Combinatorial chemistry is based on a finite universe of molecular possibilities. Combinatorial chemistry, as originally conceived by its inventor, Dr. George Pieczenik, utilized a library of viruses containing small peptide chains and specific sequences of nucleic acids as part of it DNA.
Each viron particle contains one sequence of amino acids, which is located on the outer envelope of the virus with the corresponding DNA that codes for it on the inside.
Combinatorial libraries are artificially created universes of molecules. Each library contains all of the finite possibilities for the given combination of compounds.
In the case of receptors and their binding domains, these libraries become clones of the active sites of receptors. These clones are then used to test various ligands for biological mimicry.
Because of the huge numbers involved, synthetic combinatorial libraries can only contain a sampling of all the possibilities. Elegant algorithms and multiple libraries are needed to reproduce the full spectrum of agents.
Once a solitary compound is discovered that can mimic, block or in any way alter the receptor’s binding, a drug is born.
Combinatorial technology is a very powerful tool that led to the development of new lead compounds that can bind to targeted receptors.
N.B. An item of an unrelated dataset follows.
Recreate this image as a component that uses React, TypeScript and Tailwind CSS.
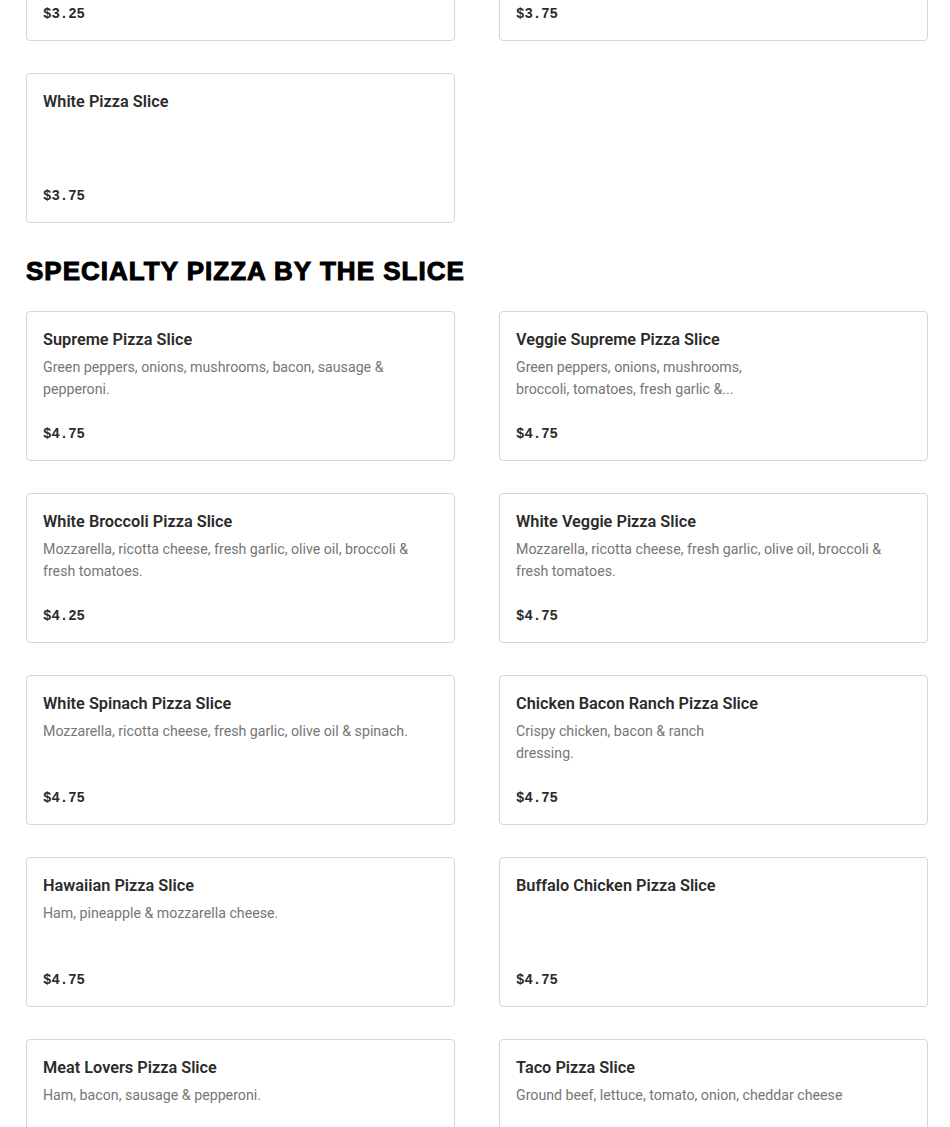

The use of computers has accelerated the development of combinatorial chemistry by automating all of the chemical reactions. Libraries can now be created that contain every volume or permutation in the series. Combinatorial chemistry represents a quantum leap in recognizing patterns. It is information gathering on a massive scale. Science is attempting to replicate Nature’s libraries.
The combinatorial method mimics nature by synthesizing the universe of possibilities and then testing against it.
Within combinatorial laboratories, chance rules. All possibilities are equally possible and probable. They believe that the universe is run by a finite set of rules based on chance. Life obeys the god of math and is not the product of any intelligent design.
In the laboratory of life, the molecular combinations found in nature are not random. They are limited and directed. Nature follows its own law of molecular directed evolution.
Natural botanical libraries (plants) contain the full spectrum of compounds including all alternate versions of the active agent. This moderates the activity of botanicals.